Mothers day is a double whammy for me, and it may also be the same for someone you know.
I envy your innocence. I'm jealous of your trust in life. Do not judge me for spoiling my child. He is the only child I will have.

Friday 6 May 2011

The Devil is in the Detail

Okay I am looking quizzically at my phone as I see an incoming call from my Dad.  During working hours that's a little out of character. After all, I'm a very busy woman. Must be something serious right?

I answer - curiosity peaked.

So he tells me he's driving to the airport. I knew this would be the case. We'd already discussed 'the plan' the night before. He was taking my Aunt to the airport for her return trip to Perth after a week in Sydney.
So far, my peaked curiosity is feeling a little disappointed. After all, nothing exciting here right? Humph

Dad's tone is very........... measured.

Aunty is in the car with him of course.

I'm then asked a favour....

Would I mind ringing Mum to let her know she may need to delay stripping the guest bed?
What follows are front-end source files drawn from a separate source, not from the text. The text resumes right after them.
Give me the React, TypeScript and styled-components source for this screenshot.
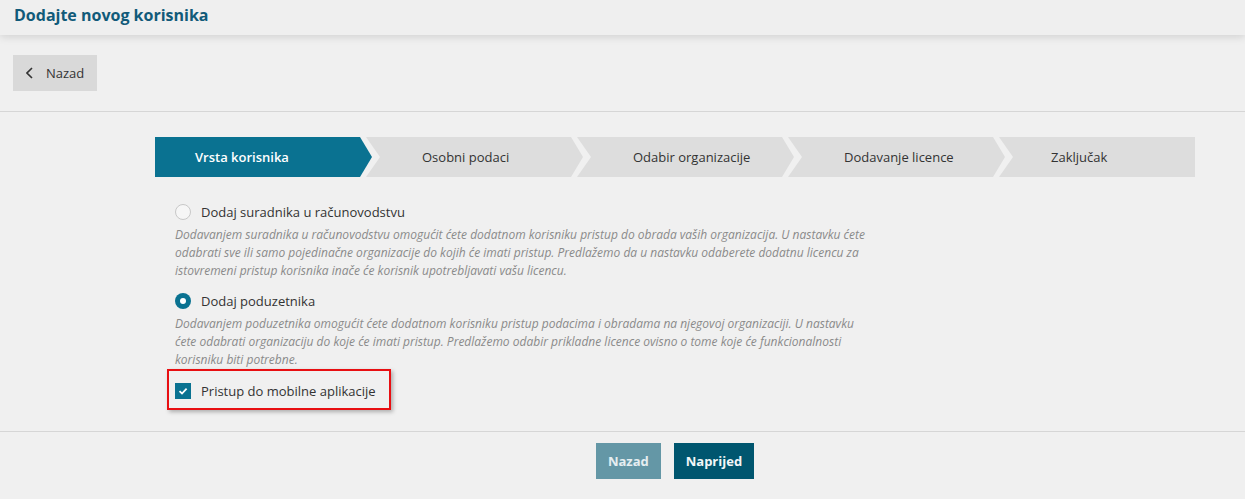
import * as React from 'react'
import styled, {createGlobalStyle, css} from 'styled-components'

const GlobalStyle = createGlobalStyle`
  html, body {
    margin: 0;
    padding: 0;
    background: #f0f0f0;
    font-family: 'Open Sans', 'DejaVu Sans', sans-serif;
    color: #333;
  }
  * {
    box-sizing: border-box;
  }
`

const teal = '#0a7291'

const Page = styled.div`
  min-height: 499px;
  background: #f0f0f0;
`

const Header = styled.header`
  height: 35px;
  display: flex;
  align-items: center;
  padding: 0 14px;
  background: #efefef;
  box-shadow: 0 2px 8px rgba(0, 0, 0, 0.13);
  position: relative;
`

const Title = styled.h1`
  margin: 0;
  font-size: 16px;
  font-weight: 700;
  color: #115a79;
  line-height: 1;
  transform: translateY(-3px);
`

const Toolbar = styled.div`
  padding: 20px 13px;
  border-bottom: 1px solid #d6d6d6;
`

const BackButton = styled.button`
  display: inline-flex;
  align-items: center;
  gap: 13px;
  height: 36px;
  padding: 0 13px;
  border: none;
  background: #d9d9d9;
  font-family: inherit;
  font-size: 13px;
  color: #333;
  cursor: pointer;

  svg {
    display: block;
  }
`

const Content = styled.main`
  padding: 25px 50px 0 155px;
`

const Steps = styled.ol`
  display: flex;
  margin: 0;
  padding: 0;
  list-style: none;
  height: 40px;
`

interface StepProps {
  $active?: boolean
  $first?: boolean
  $last?: boolean
}

const Step = styled.li<StepProps>`
  display: flex;
  align-items: center;
  height: 40px;
  font-size: 13px;
  background: ${_ => (_.$active ? teal : '#dddddd')};
  color: ${_ => (_.$active ? '#fff' : '#333')};
  font-weight: ${_ => (_.$active ? 600 : 400)};
  padding-left: ${_ => (_.$first ? '40px' : '56px')};
  width: 217px;
  flex: none;
  margin-left: ${_ => (_.$first ? '0' : '-6px')};
  clip-path: polygon(
    0 0,
    calc(100% - 12px) 0,
    100% 50%,
    calc(100% - 12px) 100%,
    0 100%,
    14px 50%
  );

  ${_ =>
    _.$first &&
    css`
      clip-path: polygon(
        0 0,
        calc(100% - 12px) 0,
        100% 50%,
        calc(100% - 12px) 100%,
        0 100%
      );
    `}

  ${_ =>
    _.$last &&
    css`
      flex: 1;
      width: auto;
      padding-left: 52px;
      clip-path: polygon(0 0, 100% 0, 100% 100%, 0 100%, 14px 50%);
    `}
`

const Options = styled.div`
  padding: 25px 0 0 20px;
`

const OptionRow = styled.label<{$gap?: number}>`
  display: flex;
  align-items: center;
  gap: 10px;
  height: 20px;
  font-size: 13px;
  color: #333;
  margin-top: ${_ => _.$gap ?? 0}px;
  cursor: pointer;
`

const Radio = styled.span<{$checked?: boolean}>`
  width: 16px;
  height: 16px;
  border-radius: 50%;
  flex: none;
  display: flex;
  align-items: center;
  justify-content: center;
  ${_ =>
    _.$checked
      ? css`
          background: ${teal};
          &::after {
            content: '';
            width: 6px;
            height: 6px;
            border-radius: 50%;
            background: #fff;
          }
        `
      : css`
          background: #f6f6f6;
          border: 1px solid #c8c8c8;
        `}
`

const Description = styled.p`
  margin: 4px 0 0;
  max-width: 700px;
  font-size: 12px;
  line-height: 18px;
  font-style: italic;
  color: #8a8a8a;
`

const Highlight = styled.div`
  display: inline-block;
  margin-left: -8px;
  padding: 10px 13px 7px 6px;
  border: 2px solid #e80f12;
  box-shadow: 2px 2px 4px rgba(0, 0, 0, 0.28);
`

const Checkbox = styled.span`
  width: 16px;
  height: 16px;
  flex: none;
  display: flex;
  align-items: center;
  justify-content: center;
  background: ${teal};

  svg {
    display: block;
  }
`

const Footer = styled.footer`
  margin-top: 21px;
  border-top: 1px solid #d6d6d6;
  padding: 11px 50px 20px 155px;
  display: flex;
  justify-content: center;
  gap: 13px;
`

const ActionButton = styled.button<{$primary?: boolean}>`
  height: 36px;
  padding: 0 12px;
  border: none;
  font-family: inherit;
  font-size: 13px;
  font-weight: 700;
  color: ${_ => (_.$primary ? '#f2f6f8' : '#e6eef1')};
  background: ${_ => (_.$primary ? '#00566f' : '#6497a6')};
  cursor: pointer;
`

const steps = [
  'Vrsta korisnika',
  'Osobni podaci',
  'Odabir organizacije',
  'Dodavanje licence',
  'Zaključak'
]

export default function App() {
  return (
    <Page>
      <GlobalStyle />
      <Header>
        <Title>Dodajte novog korisnika</Title>
      </Header>
      <Toolbar>
        <BackButton>
          <svg width="7" height="12" viewBox="0 0 7 12">
            <path
              d="M6 1 1 6l5 5"
              fill="none"
              stroke="#333"
              strokeWidth="1.6"
            />
          </svg>
          Nazad
        </BackButton>
      </Toolbar>
      <Content>
        <Steps>
          {steps.map((s, i) => (
            <Step
              key={s}
              $active={i === 0}
              $first={i === 0}
              $last={i === steps.length - 1}
            >
              {s}
            </Step>
          ))}
        </Steps>
        <Options>
          <OptionRow>
            <Radio />
            Dodaj suradnika u računovodstvu
          </OptionRow>
          <Description>
            Dodavanjem suradnika u računovodstvu omogućit ćete dodatnom
            korisniku pristup do obrada vaših organizacija. U nastavku ćete
            odabrati sve ili samo pojedinačne organizacije do kojih će imati
            pristup. Predlažemo da u nastavku odaberete dodatnu licencu za
            istovremeni pristup korisnika inače će korisnik upotrebljavati vašu
            licencu.
          </Description>
          <OptionRow $gap={11}>
            <Radio $checked />
            Dodaj poduzetnika
          </OptionRow>
          <Description>
            Dodavanjem poduzetnika omogućit ćete dodatnom korisniku pristup
            podacima i obradama na njegovoj organizaciji. U nastavku ćete
            odabrati organizaciju do koje će imati pristup. Predlažemo odabir
            prikladne licence ovisno o tome koje će funkcionalnosti korisniku
            biti potrebne.
          </Description>
          <Highlight>
            <OptionRow>
              <Checkbox>
                <svg width="10" height="8" viewBox="0 0 10 8">
                  <path
                    d="M1.5 4.2 4 6.5 8.6 1.6"
                    fill="none"
                    stroke="#fff"
                    strokeWidth="1.8"
                  />
                </svg>
              </Checkbox>
              Pristup do mobilne aplikacije
            </OptionRow>
          </Highlight>
        </Options>
      </Content>
      <Footer>
        <ActionButton>Nazad</ActionButton>
        <ActionButton $primary>Naprijed</ActionButton>
      </Footer>
    </Page>
  )
}
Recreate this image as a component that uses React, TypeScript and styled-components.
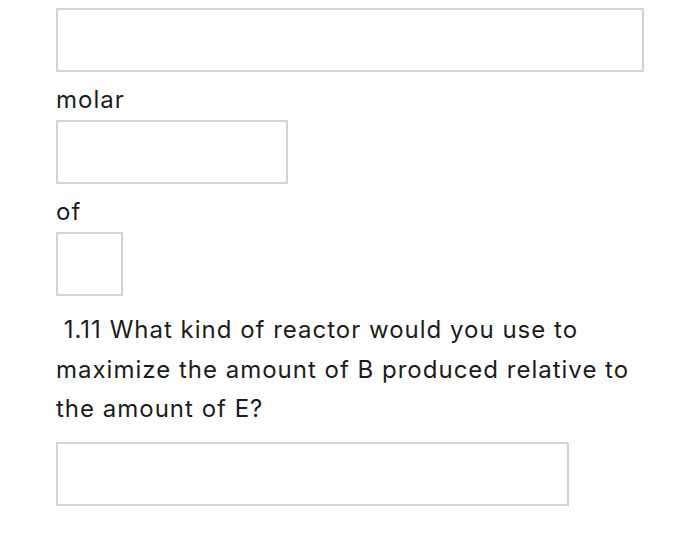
import styled, { createGlobalStyle } from 'styled-components'

const GlobalStyle = createGlobalStyle`
    html, body {
        margin: 0;
        padding: 0;
        background: #ffffff;
    }
    body {
        font-family: Inter, "Liberation Sans", Arial, sans-serif;
        color: #1c1c1c;
    }
`

const Page = styled.div`
    width: 700px;
    height: 556px;
    overflow: hidden;
    padding: 8px 0 0 56px;
    box-sizing: border-box;
`

const AnswerBox = styled.div<{ $width: number }>`
    width: ${({ $width }) => $width}px;
    height: 64px;
    box-sizing: border-box;
    border: 2px solid #d3d3d3;
    background: #fff;
`

const Label = styled.div`
    font-size: 24px;
    letter-spacing: 1px;
    line-height: 26px;
    padding-top: 15px;
    margin-bottom: 7px;
`

const Question = styled.p`
    width: 600px;
    margin: 14px 0 13.5px;
    font-size: 24px;
    letter-spacing: 1px;
    line-height: 39.5px;
`

export default function App() {
    return (
        <>
            <GlobalStyle />
            <Page>
                <AnswerBox $width={588} />
                <Label>molar</Label>
                <AnswerBox $width={232} />
                <Label>of</Label>
                <AnswerBox $width={67} />
                <Question>
                    &nbsp;1.11 What kind of reactor would you use to maximize the amount of B produced
                    relative to the amount of E?
                </Question>
                <AnswerBox $width={513} />
            </Page>
        </>
    )
}
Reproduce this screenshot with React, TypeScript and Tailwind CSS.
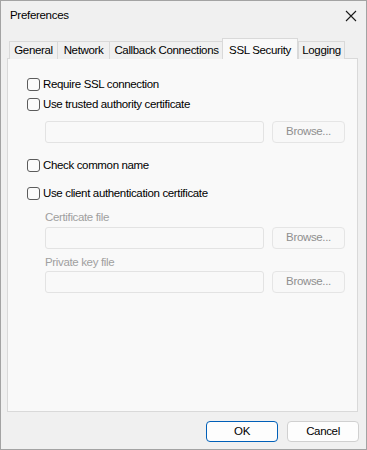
import React from "react";

const font = { fontFamily: '"Liberation Sans", Arial, sans-serif' };

function Checkbox({ label }: { label: string }) {
  return (
    <div className="flex h-[20px] items-center">
      <div className="h-[13px] w-[13px] rounded-[3px] border border-[#5c5c5c] bg-[#fbfbfb]" />
      <span className="ml-[3px] whitespace-nowrap text-[11.5px] leading-[16px] tracking-[-0.35px] text-black">{label}</span>
    </div>
  );
}

function FileRow() {
  return (
    <div className="flex items-center">
      <div className="h-[22px] w-[219px] rounded-[3px] border border-[#e3e3e3] bg-[#f9f9f9]" />
      <div className="ml-[8px] flex h-[22px] w-[73px] items-center justify-center rounded-[4px] border border-[#e5e5e5] bg-[#f8f8f8] text-[11.5px] tracking-[-0.35px] text-[#8f8f8f]">
        Browse...
      </div>
    </div>
  );
}

const tabs = [
  { name: "General", w: 48 },
  { name: "Network", w: 52 },
  { name: "Callback Connections", w: 114 },
  { name: "SSL Security", w: 76, active: true },
  { name: "Logging", w: 47 },
];

export default function App() {
  return (
    <div style={font} className="flex h-[450px] w-[367px] flex-col border border-[#a3a3a3] bg-[#f0f0f0]">
      <div className="flex h-[30px] items-center justify-between pl-[9px] pr-[9px]">
        <span className="text-[11.5px] tracking-[-0.3px] text-black">Preferences</span>
        <svg width="12" height="12" viewBox="0 0 12 12">
          <path d="M1 1L11 11M11 1L1 11" stroke="#1a1a1a" strokeWidth="1.1" fill="none" />
        </svg>
      </div>
      <div className="flex flex-col pl-[6px] pt-[7px]">
        <div className="relative z-10 ml-[2px] flex h-[21px] items-end">
          {tabs.map((t) =>
            t.active ? (
              <div
                key={t.name}
                style={{ width: t.w }}
                className="-ml-px flex h-[21px] items-start justify-center whitespace-nowrap border border-b-0 border-[#d9d9d9] bg-[#f9f9f9] pt-[3px] text-[11.5px] tracking-[-0.35px] text-black"
              >
                {t.name}
              </div>
            ) : (
              <div
                key={t.name}
                style={{ width: t.w }}
                className="flex h-[18px] items-center justify-center whitespace-nowrap border border-b-0 border-r-0 border-[#d9d9d9] bg-[#f0f0f0] pt-[1px] text-[11.5px] tracking-[-0.35px] text-black last:border-r"
              >
                {t.name}
              </div>
            )
          )}
        </div>
        <div className="-mt-px flex h-[354px] w-[351px] flex-col border border-[#d9d9d9] bg-[#f9f9f9] pl-[19px] pt-[15px]">
          <Checkbox label="Require SSL connection" />
          <Checkbox label="Use trusted authority certificate" />
          <div className="ml-[18px] mt-[7px]">
            <FileRow />
          </div>
          <div className="mt-[12px]">
            <Checkbox label="Check common name" />
          </div>
          <div className="mt-[8px]">
            <Checkbox label="Use client authentication certificate" />
          </div>
          <div className="ml-[18px] mt-[6px] flex flex-col">
            <span className="h-[16px] text-[11.5px] leading-[16px] tracking-[-0.35px] text-[#a0a0a0]">Certificate file</span>
            <div className="mt-[2px]">
              <FileRow />
            </div>
            <span className="mt-[5px] h-[16px] text-[11.5px] leading-[16px] tracking-[-0.35px] text-[#a0a0a0]">Private key file</span>
            <div className="mt-[1px]">
              <FileRow />
            </div>
          </div>
        </div>
      </div>
      <div className="mt-[9px] flex justify-end gap-[9px] pr-[7px]">
        <div className="flex h-[21px] w-[72px] items-center justify-center rounded-[4px] border border-[#005fb8] bg-[#fdfdfd] text-[11.5px] tracking-[-0.35px] text-black">
          OK
        </div>
        <div className="flex h-[21px] w-[72px] items-center justify-center rounded-[4px] border border-[#d0d0d0] bg-[#fdfdfd] text-[11.5px] tracking-[-0.35px] text-black">
          Cancel
        </div>
      </div>
    </div>
  );
}
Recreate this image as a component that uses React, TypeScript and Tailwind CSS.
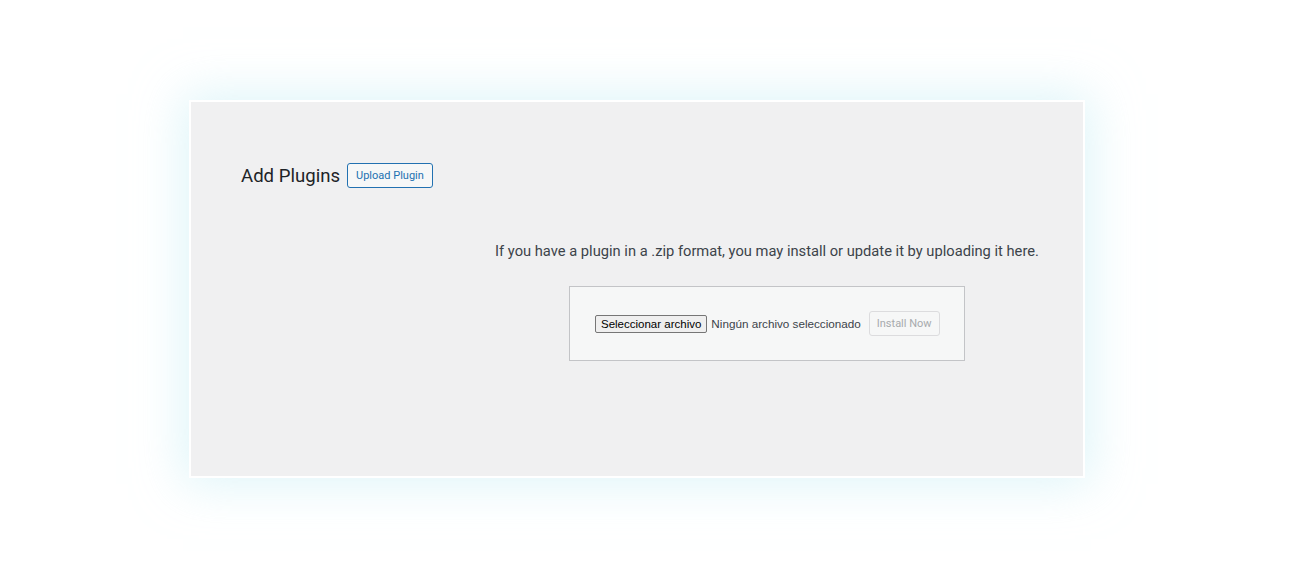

But why? (wow, in my head I sound like an annoying child in the back seat of a car on a long drive)

It would seem that Aunty's flight was......... A.M. NOT P.M.

I now understand. Dad is ringing me using his measured voice desperatley trying to convey in the most innocuous possible way, how profoundly pissed off he is at this glaringly inconvenient circumstance he now finds himself.

All I can think to say is 'Oops, didn't anyone confirm the flight yesterday? Aren't you supposed to do check the day before?'

Measure voice responds ' There must have been an oversight'
Oh crap, he's fuming and can't let off steam with Aunty in the car. I wonder if I'm on speaker phone? Better not ask anymore about who booked the flights etc. After all, what good would that do now?

I suggest they keep heading to the airport anyway. Lucky for EVERYONE she managed to buy a seat on a later flight...

when booking your flights, be sure to check the detail. That AM/PM drop down box.......it's a doozy!